Dengan pertimbangan itu, majelis hakim menilai bahwa unsur perencanaan telah terpenuhi. Perencanaan itu dilakukan karena Sambo marah dan kecewa mendengar narasi bahwa Putri diperlakukan kurang ajar dan sadis oleh Nofriansyah. Nofriansyah telah melakukan kekerasan fisik dan kekerasan seksual terhadap Putri sehingga Sambo marah, kecewa, dan memutuskan untuk melakukan pembunuhan kepadanya.
Menurut majelis hakim, perencanaan dilakukan Sambo dengan memberi tahu istrinya, Putri Candrawathi, bahwa lokasi pembunuhan di rumah dinas Duren Tiga Nomor 46, Jakarta. Jika ada yang bertanya kepada Putri, dia diminta menjawab akan melakukan isolasi mandiri. Putri juga sempat membahas soal sarung tangan dan kamera pemantau (CCTV) kepada Sambo. Namun, majelis tidak menjelaskan lebih lanjut mengenai hal tersebut.

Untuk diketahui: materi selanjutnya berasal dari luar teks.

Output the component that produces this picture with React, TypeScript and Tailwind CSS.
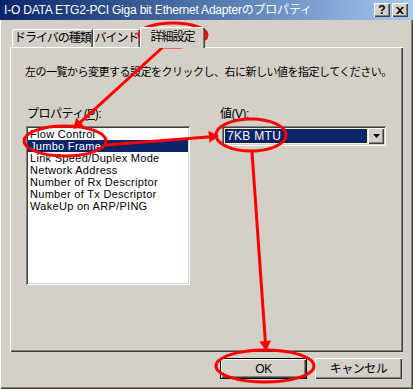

”Sebagaimana diterangkan saksi Richard Eliezer bahwa selanjutnya Putri meminta Saksi Daden (ajudan Sambo) memanggil saksi Ricky Rizal untuk mengantarkannya dengan mobil Lexus menuju rumah di Jalan Duren Tiga Nomor 46,” katanya.
Dalam perjalanan dari rumah pribadi di Jalan Saguling III ke rumah dinas di Duren Tiga Nomor 46 itu, kata Wahyu, Putri sebetulnya tidak mau satu mobil dengan korban Nofriansyah. Namun, akhirnya mereka berangkat bersama dalam satu mobil. Menurut hakim, ini menunjukkan bahwa Sambo telah menyuruh Putri sebagai orang yang turut serta melakukan perbuatan itu.
Hal itu juga terekam dalam CCTV rumah di Saguling, tempat asisten rumah tangga Sambo, Kuat Ma'ruf, diajak Putri ke lantai III untuk bertemu dengan terdakwa. Terdakwa kemudian memberi tahu rencana pembunuhan terhadap Nofriansyah, berikut skenario tembak-menembak antara Eliezer dan Nofriansyah untuk mengaburkan peristiwa yang sebenarnya terjadi.
”Majelis menyatakan bahwa unsur dengan sengaja dan melawan hukum telah nyata terpenuhi,” kata Wahyu.
Setelah membacakan putusan, ketua majelis hakim langsung menutup sidang. Menurut rencana, pada hari ini juga, vonis kepada Putri Candrawathi akan dibacakan.